Write it as a system, x' = y, y' = mu*(1 - x^2)*y - x. The only equilibrium is the origin. Its Jacobian there has top row (0, 1) and bottom row (-1, mu), with trace mu > 0 and determinant 1 > 0: both eigenvalues have positive real part, an unstable spiral. So every trajectory is thrown outward from the center. Yet large-amplitude motion is damped back inward. Trajectories are squeezed from both sides — repelled from the origin, herded in from far away — onto a single closed curve trapped in between.
Why the two fates differ
Put the two side by side and the deep contrast clicks. The pendulum is conservative: its phase plane is filled with a continuous family of nested closed loops, one for each energy level, and which one you ride depends entirely on where you start.

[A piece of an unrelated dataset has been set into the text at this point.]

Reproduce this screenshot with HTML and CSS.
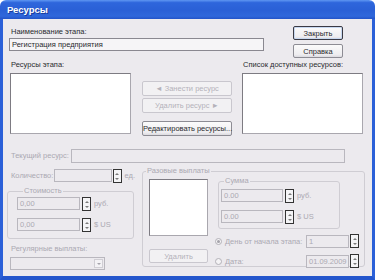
FILE: index.html
```html
<!DOCTYPE html>
<html lang="ru">
<head>
    <meta charset="UTF-8">
    <title>Ресурсы</title>
    <link rel="stylesheet" href="styles.css">
</head>
<body>
    <div class="window">
        <div class="titlebar"><span class="title">Ресурсы</span></div>
        <div class="client">

            <div class="row-top">
                <div class="stage">
                    <div class="label">Наименование этапа:</div>
                    <div class="field stage-name">Регистрация предприятия</div>
                </div>
                <div class="side-buttons">
                    <button class="btn default">Закрыть</button>
                    <button class="btn">Справка</button>
                </div>
            </div>

            <div class="row-lists">
                <div class="list-col">
                    <div class="label">Ресурсы этапа:</div>
                    <div class="listbox"></div>
                </div>
                <div class="mid-buttons">
                    <button class="btn disabled">&#9668; Занести ресурс</button>
                    <button class="btn disabled">Удалить ресурс &#9658;</button>
                    <button class="btn edit">Редактировать ресурсы...</button>
                </div>
                <div class="list-col avail">
                    <div class="label">Список доступных ресурсов:</div>
                    <div class="listbox"></div>
                </div>
            </div>

            <div class="row-current">
                <div class="label off current-label">Текущий ресурс:</div>
                <div class="field off current-field"></div>
            </div>

            <div class="row-bottom">
                <div class="left-col">
                    <div class="qty-row">
                        <div class="label off qty-label">Количество:</div>
                        <div class="field off qty-field"></div>
                        <div class="spin"><span class="up"></span><span class="down"></span></div>
                        <div class="unit off">ед.</div>
                    </div>

                    <fieldset class="group cost">
                        <legend class="off">Стоимость</legend>
                        <div class="money-row">
                            <div class="field off money">0,00</div>
                            <div class="spin"><span class="up"></span><span class="down"></span></div>
                            <div class="unit off">руб.</div>
                        </div>
                        <div class="money-row">
                            <div class="field off money">0,00</div>
                            <div class="spin"><span class="up"></span><span class="down"></span></div>
                            <div class="unit off">$ US</div>
                        </div>
                    </fieldset>

                    <div class="label off regular-label">Регулярные выплаты:</div>
                    <div class="combo"><span class="combo-btn"></span></div>
                </div>

                <fieldset class="group once">
                    <legend class="off">Разовые выплаты</legend>
                    <div class="once-inner">
                        <div class="once-list-col">
                            <div class="listbox once-list"></div>
                            <button class="btn disabled once-del">Удалить</button>
                        </div>
                        <div class="once-right">
                            <fieldset class="group sum">
                                <legend class="off">Сумма</legend>
                                <div class="money-row">
                                    <div class="field off money">0.00</div>
                                    <div class="spin"><span class="up"></span><span class="down"></span></div>
                                    <div class="unit off">руб.</div>
                                </div>
                                <div class="money-row">
                                    <div class="field off money">0.00</div>
                                    <div class="spin"><span class="up"></span><span class="down"></span></div>
                                    <div class="unit off">$ US</div>
                                </div>
                            </fieldset>
                            <div class="radio-row first">
                                <span class="radio checked"></span>
                                <span class="radio-text off">День от начала этапа:</span>
                                <div class="field off day">1</div>
                                <div class="spin"><span class="up"></span><span class="down"></span></div>
                            </div>
                            <div class="radio-row">
                                <span class="radio"></span>
                                <span class="radio-text off">Дата:</span>
                                <div class="field off day">01.09.2009</div>
                                <div class="spin"><span class="up"></span><span class="down"></span></div>
                            </div>
                        </div>
                    </div>
                </fieldset>
            </div>

        </div>
    </div>
</body>
</html>
```

FILE: styles.css
```css
* {
    box-sizing: border-box;
}
body {
    margin: 0;
    font-family: 'Liberation Sans', Arial, sans-serif;
    font-size: 7.5px;
    color: #2a2a2e;
    background-color: #fff;
}
.window {
    width: 375px;
    height: 280px;
    display: flex;
    flex-direction: column;
}
.titlebar {
    height: 19px;
    border-radius: 6px 6px 0 0;
    background: linear-gradient(to bottom, #5f97f2 0%, #2e66dc 14%, #2a60d6 55%, #2f67db 85%, #2253c8 100%);
    padding-left: 7px;
    display: flex;
    align-items: center;
}
.title {
    color: #fff;
    font-weight: bold;
    font-size: 9.5px;
    text-shadow: 1px 1px 0 #1a3c9c;
}
.client {
    flex: 1;
    background-color: #eceaee;
    border-left: 3px solid #2b60d8;
    border-right: 3px solid #2b60d8;
    border-bottom: 4px solid #2456cc;
}

/* common controls */
.label {
    line-height: 12px;
    white-space: nowrap;
}
.off {
    color: #aba9b2;
}
.field {
    height: 14px;
    border: 1px solid #8a8890;
    background-color: #f6f5f7;
    line-height: 12px;
    padding-left: 2px;
    white-space: nowrap;
    overflow: hidden;
}
.field.off {
    border-color: #b9b7be;
    background-color: #eceaee;
}
.listbox {
    background-color: #fff;
    border: 1px solid #a9a7ae;
    border-top-color: #7d7b82;
    border-left-color: #7d7b82;
}
.btn {
    display: block;
    height: 15px;
    padding: 0;
    font-family: inherit;
    font-size: 7.5px;
    color: #2a2a2e;
    background: linear-gradient(to bottom, #fbfbfb, #eeedf0 80%, #dcdbe0);
    border: 1px solid #8d8c94;
    border-radius: 2px;
    white-space: nowrap;
}
.btn.default {
    border-color: #3a3a44;
    box-shadow: inset 0 0 0 1px #c8d8f0;
}
.btn.disabled {
    color: #b4b2ba;
    border-color: #c9c7ce;
    background: #f2f1f3;
}
.spin {
    width: 9px;
    height: 14px;
    border: 1px solid #333;
    background-color: #f4f4f6;
    display: flex;
    flex-direction: column;
    justify-content: space-around;
    align-items: center;
    padding: 1px 0;
}
.spin span {
    width: 0;
    height: 0;
    border-left: 2px solid transparent;
    border-right: 2px solid transparent;
}
.spin .up {
    border-bottom: 2px solid #7a7a7a;
}
.spin .down {
    border-top: 2px solid #7a7a7a;
}
.unit {
    margin-left: 3px;
    line-height: 14px;
}
.group {
    margin: 0;
    padding: 0;
    border: 1px solid #cfcdd3;
    border-radius: 3px;
    min-width: 0;
}
.group legend {
    padding: 0 1px;
    line-height: 10px;
}

/* top row */
.row-top {
    display: flex;
    margin: 7px 0 0 6px;
}
.stage {
    width: 255px;
}
.stage .label {
    padding-left: 2px;
}
.stage-name {
    height: 13px;
}
.side-buttons {
    margin-left: 29px;
    width: 50px;
    display: flex;
    flex-direction: column;
    gap: 4px;
}
.side-buttons .btn {
    width: 50px;
    height: 14px;
}

/* lists row */
.row-lists {
    display: flex;
    margin-top: 1px;
}
.list-col {
    margin-left: 7px;
    width: 121px;
}
.list-col .label {
    padding-left: 1px;
}
.list-col .listbox {
    margin-top: 2px;
    height: 61px;
}
.mid-buttons {
    margin-left: 11px;
    width: 90px;
    padding-top: 22px;
    display: flex;
    flex-direction: column;
    gap: 2px;
}
.mid-buttons .btn {
    width: 90px;
}
.mid-buttons .edit {
    margin-top: 6px;
}
.list-col.avail {
    margin-left: 10px;
}

/* current resource */
.row-current {
    display: flex;
    margin-top: 13px;
}
.current-label {
    margin-left: 8px;
    width: 60px;
    line-height: 14px;
}
.current-field {
    width: 274px;
}

/* bottom area */
.row-bottom {
    display: flex;
    align-items: flex-start;
}
.left-col {
    margin-left: 4px;
    width: 128px;
}
.qty-row {
    display: flex;
    margin-top: 6px;
}
.qty-label {
    padding-left: 4px;
    width: 48px;
    line-height: 14px;
}
.qty-field {
    width: 58px;
    height: 13px;
}
.qty-row .spin {
    margin-left: 1px;
}
.cost {
    width: 127px;
    margin-top: 3px;
    padding: 0 0 6px 9px;
}
.cost legend {
    margin-left: 6px;
}
.money-row {
    display: flex;
    margin-top: 7px;
}
.money-row:first-of-type {
    margin-top: 1px;
}
.money {
    width: 63px;
    height: 13px;
}
.money-row .spin {
    margin-left: 2px;
}
.regular-label {
    padding-left: 4px;
    margin-top: 4px;
    line-height: 11px;
}
.combo {
    margin: 3px 0 0 3px;
    width: 95px;
    height: 13px;
    border: 1px solid #b9b7be;
    display: flex;
    justify-content: flex-end;
    padding: 1px;
}
.combo-btn {
    width: 9px;
    border: 1px solid #d0ced4;
    background-color: #f3f2f5;
    display: flex;
    align-items: center;
    justify-content: center;
}
.combo-btn::after {
    content: '';
    border-left: 2px solid transparent;
    border-right: 2px solid transparent;
    border-top: 2px solid #a5a3ab;
}

.once {
    margin: 3px 0 0 7px;
    width: 223px;
    height: 101px;
    padding: 0;
}
.once legend {
    margin-left: 3px;
}
.once-inner {
    display: flex;
}
.once-list-col {
    margin-left: 6px;
    width: 59px;
}
.once-list {
    margin-top: 3px;
    height: 57px;
}
.once-del {
    margin-top: 13px;
    width: 59px;
    height: 14px;
}
.once-right {
    margin-left: 6px;
}
.sum {
    margin-left: 4px;
    width: 122px;
    padding: 0 0 4px 2px;
}
.sum legend {
    margin-left: 3px;
}
.sum .money-row:first-of-type {
    margin-top: 3px;
}
.sum .money {
    width: 62px;
}
.radio-row {
    display: flex;
    align-items: center;
    margin-top: 6px;
}
.radio-row.first {
    margin-top: 5px;
}
.radio {
    width: 7px;
    height: 7px;
    border-radius: 50%;
    border: 1px solid #b3b1b8;
    background-color: #f4f3f5;
    margin-left: 1px;
    display: flex;
    align-items: center;
    justify-content: center;
}
.radio.checked::after {
    content: '';
    width: 3px;
    height: 3px;
    border-radius: 50%;
    background-color: #a4a2aa;
}
.radio-text {
    margin-left: 3px;
    width: 81px;
    white-space: nowrap;
}
.day {
    width: 43px;
    height: 13px;
}
.radio-row .spin {
    margin-left: 1px;
}
```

The van der Pol oscillator is dissipative-with-a-pump: out of that whole plane it selects exactly one closed orbit, and it forgets your initial condition entirely. A true limit cycle is isolated — no other closed orbits nearby — whereas the pendulum's loops come in a thick continuum and so are not limit cycles at all. Telling these apart is precisely the conceptual reward of this rung.
pendulum (undamped) van der Pol (mu > 0)
equilibria down: center origin: unstable spiral
up: saddle
energy conserved, dE/dt = 0 pumped low, damped high
closed orbits continuum of nested loops one isolated limit cycle
start matters? yes (picks the loop) no (all roads -> same loop)
key tool conserved quantity Poincare-Bendixson
Keep two honest caveats in mind. First, Poincare-Bendixson is a strictly two-dimensional theorem — its trapping argument relies on the plane's topology, and in three or more dimensions trajectories can wander forever onto strange attractors and chaos, which the next rung explores. Second, the van der Pol limit cycle has no closed-form formula: for small mu it is a near-circle of radius about 2, while for large mu it becomes a sharp, spiky relaxation oscillation of slow buildups and fast snaps — and we know it exists, is unique, and attracts, all without ever writing x(t). That is the whole spirit of qualitative theory: we read a system's destiny straight off its structure, precisely because we cannot solve it.